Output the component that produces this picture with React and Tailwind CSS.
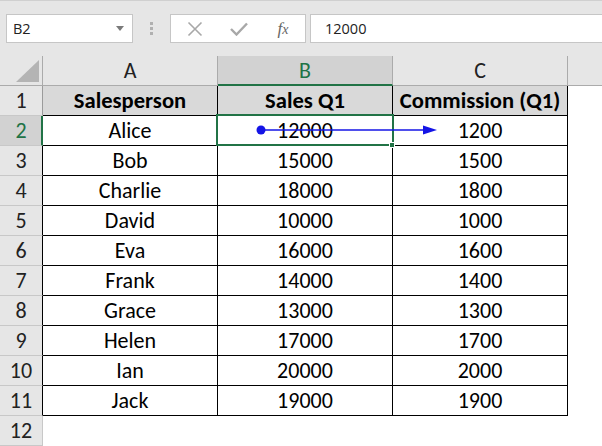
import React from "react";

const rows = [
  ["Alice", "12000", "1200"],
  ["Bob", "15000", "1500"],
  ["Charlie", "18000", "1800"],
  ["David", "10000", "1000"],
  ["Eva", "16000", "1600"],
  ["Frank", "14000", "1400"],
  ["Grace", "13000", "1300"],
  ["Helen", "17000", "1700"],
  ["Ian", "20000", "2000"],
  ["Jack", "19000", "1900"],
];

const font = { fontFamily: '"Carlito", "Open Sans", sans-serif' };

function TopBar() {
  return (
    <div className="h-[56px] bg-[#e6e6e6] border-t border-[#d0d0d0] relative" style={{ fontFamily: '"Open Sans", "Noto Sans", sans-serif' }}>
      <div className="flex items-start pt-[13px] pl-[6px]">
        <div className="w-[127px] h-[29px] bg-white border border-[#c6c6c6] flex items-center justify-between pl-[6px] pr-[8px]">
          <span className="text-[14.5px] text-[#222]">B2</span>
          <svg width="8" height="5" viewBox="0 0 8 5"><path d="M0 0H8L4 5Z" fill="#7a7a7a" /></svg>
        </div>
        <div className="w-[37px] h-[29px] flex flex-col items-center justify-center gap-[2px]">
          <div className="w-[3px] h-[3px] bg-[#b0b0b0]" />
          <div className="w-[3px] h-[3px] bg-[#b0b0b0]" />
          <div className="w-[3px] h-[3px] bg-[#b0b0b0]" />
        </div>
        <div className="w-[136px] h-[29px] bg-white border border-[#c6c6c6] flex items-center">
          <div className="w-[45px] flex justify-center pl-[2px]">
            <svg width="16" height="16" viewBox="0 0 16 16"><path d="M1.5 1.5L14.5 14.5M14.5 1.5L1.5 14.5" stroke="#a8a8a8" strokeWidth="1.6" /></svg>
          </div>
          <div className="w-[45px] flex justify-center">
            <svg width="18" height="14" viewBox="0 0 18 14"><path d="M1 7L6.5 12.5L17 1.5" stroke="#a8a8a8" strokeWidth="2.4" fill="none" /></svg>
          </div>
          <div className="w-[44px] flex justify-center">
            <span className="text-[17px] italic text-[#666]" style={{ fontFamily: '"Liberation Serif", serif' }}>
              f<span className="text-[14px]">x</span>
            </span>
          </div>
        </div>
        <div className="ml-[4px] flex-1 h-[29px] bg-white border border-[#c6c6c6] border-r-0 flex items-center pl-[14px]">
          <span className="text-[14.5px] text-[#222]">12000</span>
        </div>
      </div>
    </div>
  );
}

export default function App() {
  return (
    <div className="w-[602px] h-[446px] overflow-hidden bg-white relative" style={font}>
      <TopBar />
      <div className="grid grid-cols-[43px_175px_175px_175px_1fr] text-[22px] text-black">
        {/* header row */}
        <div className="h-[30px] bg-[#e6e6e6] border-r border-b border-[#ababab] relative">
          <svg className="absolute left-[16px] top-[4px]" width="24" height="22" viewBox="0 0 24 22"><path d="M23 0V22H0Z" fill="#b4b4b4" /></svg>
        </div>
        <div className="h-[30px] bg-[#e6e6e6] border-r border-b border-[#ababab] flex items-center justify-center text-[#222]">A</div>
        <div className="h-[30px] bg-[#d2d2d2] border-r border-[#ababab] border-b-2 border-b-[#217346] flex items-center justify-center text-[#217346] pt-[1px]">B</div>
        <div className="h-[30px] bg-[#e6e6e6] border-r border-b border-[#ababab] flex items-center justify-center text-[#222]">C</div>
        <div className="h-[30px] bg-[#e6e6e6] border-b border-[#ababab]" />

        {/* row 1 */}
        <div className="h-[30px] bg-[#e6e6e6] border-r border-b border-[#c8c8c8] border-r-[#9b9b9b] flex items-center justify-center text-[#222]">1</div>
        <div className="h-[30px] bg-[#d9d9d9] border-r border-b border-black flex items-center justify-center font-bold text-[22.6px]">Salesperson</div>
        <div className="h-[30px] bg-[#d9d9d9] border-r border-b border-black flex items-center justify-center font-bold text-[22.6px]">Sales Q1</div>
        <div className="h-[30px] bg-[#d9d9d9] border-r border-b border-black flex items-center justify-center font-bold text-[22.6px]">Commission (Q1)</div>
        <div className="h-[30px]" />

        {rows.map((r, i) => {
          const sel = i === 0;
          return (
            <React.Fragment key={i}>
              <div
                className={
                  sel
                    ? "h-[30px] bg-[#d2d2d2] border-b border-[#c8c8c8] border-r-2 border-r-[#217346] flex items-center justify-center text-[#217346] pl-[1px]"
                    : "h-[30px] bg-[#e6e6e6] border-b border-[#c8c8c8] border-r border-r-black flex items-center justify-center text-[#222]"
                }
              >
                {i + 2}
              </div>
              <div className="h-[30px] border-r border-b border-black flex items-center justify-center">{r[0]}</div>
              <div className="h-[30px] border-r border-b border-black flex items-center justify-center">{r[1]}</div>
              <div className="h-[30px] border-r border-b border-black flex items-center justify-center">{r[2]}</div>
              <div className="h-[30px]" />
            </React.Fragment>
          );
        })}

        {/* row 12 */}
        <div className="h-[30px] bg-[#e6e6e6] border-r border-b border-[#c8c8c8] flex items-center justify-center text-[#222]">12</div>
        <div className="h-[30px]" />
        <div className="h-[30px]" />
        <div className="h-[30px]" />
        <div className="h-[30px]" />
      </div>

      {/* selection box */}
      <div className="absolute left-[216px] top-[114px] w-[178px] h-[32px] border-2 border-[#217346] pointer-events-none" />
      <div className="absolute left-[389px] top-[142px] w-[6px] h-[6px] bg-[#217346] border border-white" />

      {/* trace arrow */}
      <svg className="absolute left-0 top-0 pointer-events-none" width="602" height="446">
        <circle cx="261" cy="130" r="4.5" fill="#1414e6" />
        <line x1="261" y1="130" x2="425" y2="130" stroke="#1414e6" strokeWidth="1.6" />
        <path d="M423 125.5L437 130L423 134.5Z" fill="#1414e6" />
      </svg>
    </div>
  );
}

::::

* Direction *
Give again exactly the lines running from the beginning of the material above through the line that contains "import React from", and leave out every picture.

* Solution to this task *
Output the component that produces this picture with React and Tailwind CSS.
import React from "react";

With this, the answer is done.